DAX: Date Calculation Tables

Some time ago, I blogged about using a date calculation dimension in a multidimensional cube, and how easy it makes doing time intelligence in a multidimensional model. 2014 seems to have started out as “the year of Power Pivot”, as it is definitely gaining traction with my clients and more and more of them are asking about it during engagements. One of the absolutely amazing things I get absolutely giddy about in Power Pivot is the concept of disconnected slicers. As Rob Collie best said, disconnected slicers in Power Pivot are pure magic. I particularly enjoy the “mad scientist” reference he makes. For those unfamiliar, a disconnected slicer is a piece of data that has absolutely nothing to relate to in your data, but you want to use it as a part of your analysis. For a great introduction, see Rob’s Power Pivot pro blog about it as an introduction. I was recently showing a client this mad scientist level stuff, but then took the natural progression and thought: “If I can do this to control the number of months back, can I take it a step further and create a date calculation dimension like in multidimensional too?” What, that wasn’t the first thing you thought too?

First off, let’s create some measures in Power Pivot that contain our measures and time intelligence analysis:

image

For this post, I’ve created 4: Total Sales, Calendar YTD Sales, Previous Period, and previous period diff. These are typical time intelligence functions, nothing overly special or different that I did on them. If you’re interested, these are the formulas for them:

Total Sales:=SUM([SalesAmount])

Calendar YTD:=TOTALYTD([Total Sales],’Date'[FullDateAlternateKey])

Calendar Previous Period:=CALCULATE([Total Sales],DATEADD(‘Date'[FullDateAlternateKey],-12,MONTH))

Calendar Previous Period Diff:=[Total Sales]-[Calendar Previous Period]

Not too bad, yet. Ok, let’s create a table to house our disconnected slicer. In Excel, create a table with the value you want to select and an “ID” column next to it:

image

Then, add it in to your data model, either by copying and pasting or clicking the “Add to Data Model” link in the Power Pivot ribbon. Below is my Power Pivot diagram view after importing, notice how there is no relationship between the date calculation table and the fact table:

image

Getting back in to the data view, we’ll navigate back to the fact table, and take the same approach as Rob did for his disconnected slicer to return the currently selected slicer:

Date Calculation Selected:=MIN(‘Date Calculation'[Value])

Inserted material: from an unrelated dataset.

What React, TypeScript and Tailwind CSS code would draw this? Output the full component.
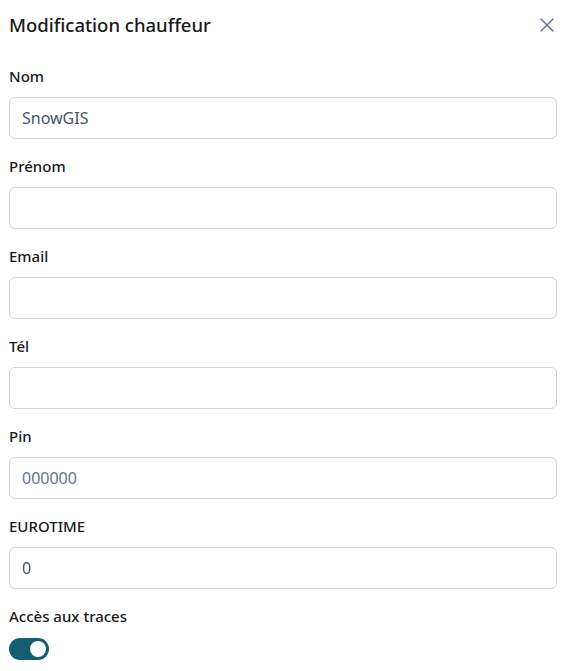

In the preceding formula, we’re taking the min value of the value column of the date calculation dimension. This allows us to then select the current active context inside of our pivot table. In the below image, I’m selecting the measure value from disconnected slicer table I created, and the Date Calculation selected measure from my fact table.

image

This is…AWESOME! However, when I go to drag on my time intelligence and performance measures, it doesn’t quite look right:

image

Whoa! That’s… not awesome. So let’s fix it. Back on the fact table, we can utilize a function called SWITCH, which works like a case statement in SQL. The syntax for switch starts with the column or value you want to evaluate, and then the cases afterwards, separated by commas. As an example, in this case, we want to swap in a different measure based on that [Date Calculation Selected] measure we created 2 paragraphs ago:

Active Measure:=SWITCH([Date Calculation Selected],1,[Total Sales],2,[Calendar YTD],3,[Calendar Previous Period],4,[Calendar Previous Period Diff])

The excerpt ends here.